__Requirements__: Copy out the listing that follows, exact in every word, and skip the images.
● ● ● ● ●
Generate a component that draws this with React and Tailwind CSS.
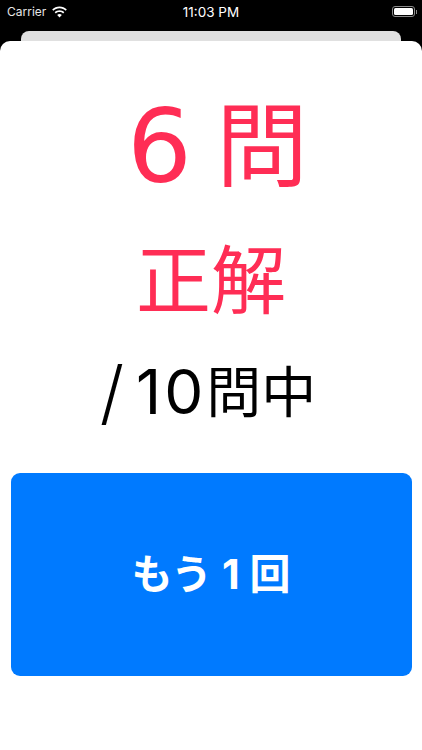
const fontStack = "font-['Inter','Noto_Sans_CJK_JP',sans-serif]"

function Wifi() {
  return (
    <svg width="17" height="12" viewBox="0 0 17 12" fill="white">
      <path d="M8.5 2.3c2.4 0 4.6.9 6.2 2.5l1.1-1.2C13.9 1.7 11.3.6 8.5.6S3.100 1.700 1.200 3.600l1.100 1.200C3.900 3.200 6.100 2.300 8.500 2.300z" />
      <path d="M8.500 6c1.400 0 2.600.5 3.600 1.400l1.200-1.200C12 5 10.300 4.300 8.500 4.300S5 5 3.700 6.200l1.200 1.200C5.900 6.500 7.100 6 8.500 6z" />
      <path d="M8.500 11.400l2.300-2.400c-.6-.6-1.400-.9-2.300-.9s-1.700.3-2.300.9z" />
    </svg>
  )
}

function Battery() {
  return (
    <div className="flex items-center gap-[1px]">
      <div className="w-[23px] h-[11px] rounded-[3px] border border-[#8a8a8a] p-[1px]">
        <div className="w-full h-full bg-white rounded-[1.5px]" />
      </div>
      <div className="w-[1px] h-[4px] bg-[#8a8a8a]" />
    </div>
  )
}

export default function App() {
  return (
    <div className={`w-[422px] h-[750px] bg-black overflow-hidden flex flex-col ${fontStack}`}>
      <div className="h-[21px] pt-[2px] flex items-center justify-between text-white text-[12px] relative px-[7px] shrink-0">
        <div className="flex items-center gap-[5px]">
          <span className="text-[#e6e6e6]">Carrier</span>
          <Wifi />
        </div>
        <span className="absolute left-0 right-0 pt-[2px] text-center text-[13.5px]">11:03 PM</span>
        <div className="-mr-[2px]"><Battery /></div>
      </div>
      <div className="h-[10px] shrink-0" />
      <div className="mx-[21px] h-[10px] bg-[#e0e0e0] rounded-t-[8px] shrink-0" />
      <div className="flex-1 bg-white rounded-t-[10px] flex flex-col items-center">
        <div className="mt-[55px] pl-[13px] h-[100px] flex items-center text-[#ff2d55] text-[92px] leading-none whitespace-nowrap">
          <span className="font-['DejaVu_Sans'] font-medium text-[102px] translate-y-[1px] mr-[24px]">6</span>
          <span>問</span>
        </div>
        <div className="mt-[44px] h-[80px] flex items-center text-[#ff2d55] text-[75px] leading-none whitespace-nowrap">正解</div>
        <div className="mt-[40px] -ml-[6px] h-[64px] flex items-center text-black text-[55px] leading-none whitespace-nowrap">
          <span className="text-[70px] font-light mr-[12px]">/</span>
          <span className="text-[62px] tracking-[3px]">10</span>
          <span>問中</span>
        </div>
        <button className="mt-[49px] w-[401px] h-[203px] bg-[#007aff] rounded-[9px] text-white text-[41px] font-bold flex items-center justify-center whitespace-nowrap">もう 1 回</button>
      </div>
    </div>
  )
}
● ● ● ● ●
__Answer for the task__:
Generate a component that draws this with React and Tailwind CSS.
const fontStack = "font-['Inter','Noto_Sans_CJK_JP',sans-serif]"

function Wifi() {
  return (
    <svg width="17" height="12" viewBox="0 0 17 12" fill="white">
      <path d="M8.5 2.3c2.4 0 4.6.9 6.2 2.5l1.1-1.2C13.9 1.7 11.3.6 8.5.6S3.100 1.700 1.200 3.600l1.100 1.200C3.900 3.200 6.100 2.300 8.500 2.300z" />
      <path d="M8.500 6c1.400 0 2.600.5 3.600 1.400l1.200-1.200C12 5 10.300 4.300 8.500 4.300S5 5 3.700 6.200l1.200 1.200C5.900 6.500 7.100 6 8.500 6z" />
      <path d="M8.500 11.400l2.300-2.400c-.6-.6-1.400-.9-2.300-.9s-1.700.3-2.300.9z" />
    </svg>
  )
}

function Battery() {
  return (
    <div className="flex items-center gap-[1px]">
      <div className="w-[23px] h-[11px] rounded-[3px] border border-[#8a8a8a] p-[1px]">
        <div className="w-full h-full bg-white rounded-[1.5px]" />
      </div>
      <div className="w-[1px] h-[4px] bg-[#8a8a8a]" />
    </div>
  )
}

export default function App() {
  return (
    <div className={`w-[422px] h-[750px] bg-black overflow-hidden flex flex-col ${fontStack}`}>
      <div className="h-[21px] pt-[2px] flex items-center justify-between text-white text-[12px] relative px-[7px] shrink-0">
        <div className="flex items-center gap-[5px]">
          <span className="text-[#e6e6e6]">Carrier</span>
          <Wifi />
        </div>
        <span className="absolute left-0 right-0 pt-[2px] text-center text-[13.5px]">11:03 PM</span>
        <div className="-mr-[2px]"><Battery /></div>
      </div>
      <div className="h-[10px] shrink-0" />
      <div className="mx-[21px] h-[10px] bg-[#e0e0e0] rounded-t-[8px] shrink-0" />
      <div className="flex-1 bg-white rounded-t-[10px] flex flex-col items-center">
        <div className="mt-[55px] pl-[13px] h-[100px] flex items-center text-[#ff2d55] text-[92px] leading-none whitespace-nowrap">
          <span className="font-['DejaVu_Sans'] font-medium text-[102px] translate-y-[1px] mr-[24px]">6</span>
          <span>問</span>
        </div>
        <div className="mt-[44px] h-[80px] flex items-center text-[#ff2d55] text-[75px] leading-none whitespace-nowrap">正解</div>
        <div className="mt-[40px] -ml-[6px] h-[64px] flex items-center text-black text-[55px] leading-none whitespace-nowrap">
          <span className="text-[70px] font-light mr-[12px]">/</span>
          <span className="text-[62px] tracking-[3px]">10</span>
          <span>問中</span>
        </div>
        <button className="mt-[49px] w-[401px] h-[203px] bg-[#007aff] rounded-[9px] text-white text-[41px] font-bold flex items-center justify-center whitespace-nowrap">もう 1 回</button>
      </div>
    </div>
  )
}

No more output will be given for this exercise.